A critical vulnerability has been discovered in all Intel processors developed over the past 5 years, making systems vulnerable to hackers. This vulnerability in processors cannot be corrected by patching.
Security researchers have discovered a vulnerability that cannot be corrected in Intel processors. The vulnerability affects Intel’s Unified Security and Management Engine (CSME), which controls system boot, power levels, firmware, and most importantly, encryption functions.
Having its own 486-based CPU, RAM, and boot ROM, CSME is the first thing to work when you start your computer. One of the first things this unit does is to protect its own memory, but there is a short moment when it is vulnerable. If hackers have local or physical access to a machine, they can attack DMA (direct memory access) to CSME.
With the attack, hardware IDs can be imitated, digital content can be captured and data from encrypted hard disks can be decrypted. Because the boot code and RAM are encoded embedded in Intel’s CPUs, the vulnerability cannot be patched without changing the silicon.

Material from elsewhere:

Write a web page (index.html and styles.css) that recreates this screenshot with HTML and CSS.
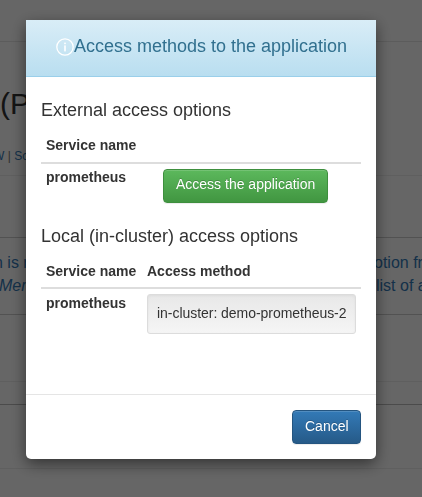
FILE: index.html
```
<!DOCTYPE html>
<html lang="en">
<head>
<meta charset="utf-8">
<title>Access methods to the application</title>
<link rel="stylesheet" href="styles.css">
</head>
<body>
<div class="page">
  <div class="band band-nav"></div>
  <div class="band band-title">
    <h1>(P</h1>
    <p class="links"><a>W</a> | <a>Sc</a></p>
  </div>
  <div class="band band-tabs"></div>
  <div class="band band-info">
    <div class="line"><span class="l1">n is r</span><span class="r1">otion from</span></div>
    <div class="line"><em>Mem</em><span class="r2">list of al</span></div>
  </div>
  <div class="band band-a"></div>
  <div class="band band-b"></div>
  <div class="band band-c"></div>
</div>
<div class="backdrop">
  <div class="modal">
    <div class="modal-header">
      <svg class="icon" viewBox="0 0 18 18"><circle cx="9" cy="9" r="8.2"/><rect x="8.2" y="4.6" width="1.6" height="1.6"/><rect x="8.2" y="7.4" width="1.6" height="6"/></svg><h4>Access methods to the application</h4>
    </div>
    <div class="modal-body">
      <h4 class="sub">External access options</h4>
      <table>
        <thead><tr><th class="first">Service name</th><th></th></tr></thead>
        <tbody><tr><th>prometheus</th><td class="action"><button class="btn success">Access the application</button></td></tr></tbody>
      </table>
      <h4 class="sub second">Local (in-cluster) access options</h4>
      <table class="local">
        <thead><tr><th class="first">Service name</th><th>Access method</th></tr></thead>
        <tbody><tr><th>prometheus</th><td><div class="well">in-cluster: demo-prometheus-2</div></td></tr></tbody>
      </table>
    </div>
    <div class="modal-footer"><button class="btn primary">Cancel</button></div>
  </div>
</div>
</body>
</html>
```
FILE: styles.css
```
* { box-sizing: border-box; }
body { margin: 0; height: 497px; overflow: hidden; font: 14px/20px "Liberation Sans", Arial, sans-serif; color: #333; }
h1, h4, p { margin: 0; font-weight: 400; }
.page { height: 497px; overflow: hidden; background: #fff; }
.band { border-bottom: 1px solid #eee; overflow: hidden; white-space: nowrap; }
.band-nav { height: 42px; border-color: #e7e7e7; }
.band-title { height: 134px; padding-top: 44px; }
.band-title h1 { font-size: 30px; line-height: 36px; }
.links { margin: 24px 0 0 -7px; font-size: 12px; color: #777; }
.links a, .band-info { color: #337ab7; }
.band-tabs { height: 62px; border-color: #ccc; }
.band-info { height: 77px; padding-top: 13px; font-size: 16px; border-color: #ccc; }
.line { display: flex; justify-content: space-between; height: 23px; line-height: 23px; }
.line em { margin-left: -1px; }
.l1 { margin-left: -6px; }
.r1, .r2 { flex: none; width: 48px; }
.r2 { width: 46px; }
.band-a { height: 67px; }
.band-b { height: 23px; border-color: #bbb; }
.band-c { height: 64px; }
.backdrop { position: fixed; inset: 0; padding: 20px 0 0 26px; background: rgba(0, 0, 0, .6); }
.modal { display: flex; flex-direction: column; width: 350px; height: 439px; background: #fff; border-radius: 0 0 5px 5px; box-shadow: 0 5px 15px rgba(0, 0, 0, .5); }
.modal-header { display: flex; justify-content: center; height: 57px; padding: 15px 0 0 1px; background: linear-gradient(#d9edf7, #b9def0); border-bottom: 1px solid #9acfea; color: #31708f; }
.modal-header h4 { font-size: 18px; line-height: 22px; white-space: nowrap; }
.icon { width: 18px; height: 18px; margin-top: 3px; fill: #fff; }
.icon circle { fill: none; stroke: #fff; stroke-width: 1.3; }
.modal-body { flex: 1; padding: 22px 15px 0; }
.sub { height: 22px; font-size: 18px; line-height: 22px; white-space: nowrap; }
.second { margin-top: 17px; }
table { width: 320px; margin-top: 9px; border-collapse: separate; border-spacing: 0; table-layout: fixed; }
th, td { padding: 5px; text-align: left; vertical-align: top; }
thead th { height: 34px; border-bottom: 2px solid #ddd; }
tbody th { padding-top: 3px; }
.local thead th { height: 33px; }
.local tbody th { padding-top: 4px; }
.first { width: 101px; }
.action { padding-left: 21px; }
.btn { display: block; height: 34px; padding: 0 12px 3px; border: 1px solid; border-radius: 4px; color: #fff; font: 14px/29px "Liberation Sans", Arial, sans-serif; text-shadow: 0 -1px 0 rgba(0, 0, 0, .2); box-shadow: inset 0 1px 0 rgba(255, 255, 255, .15), 0 1px 1px rgba(0, 0, 0, .075); white-space: nowrap; }
.success { width: 165px; background: linear-gradient(#5cb85c, #419641); border-color: #3e8f3e; }
.primary { width: 69px; padding-bottom: 2px; background: linear-gradient(#337ab7, #265a88); border-color: #245580; }
.well { width: 209px; height: 40px; padding: 8px 9px; border: 1px solid #dcdcdc; border-radius: 3px; background: linear-gradient(#e8e8e8, #f5f5f5); box-shadow: inset 0 1px 3px rgba(0, 0, 0, .05), 0 1px 0 rgba(255, 255, 255, .1); white-space: nowrap; letter-spacing: -.04px; }
.modal-footer { display: flex; justify-content: flex-end; height: 65px; padding: 15px; border-top: 1px solid #e5e5e5; }
```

If attackers can access CSME’s chipset key by executing malicious code, it can access the basic parts of the operating system along with applications and cause serious damage. This chipset key is not platform specific, and a single key is used for all Intel processors developed over the past 5 years.
It may sound awful, but exploiting this vulnerability requires high technological knowledge, special equipment, and local or physical access to computers. After hackers get inside the system, they can get remote access to the computer.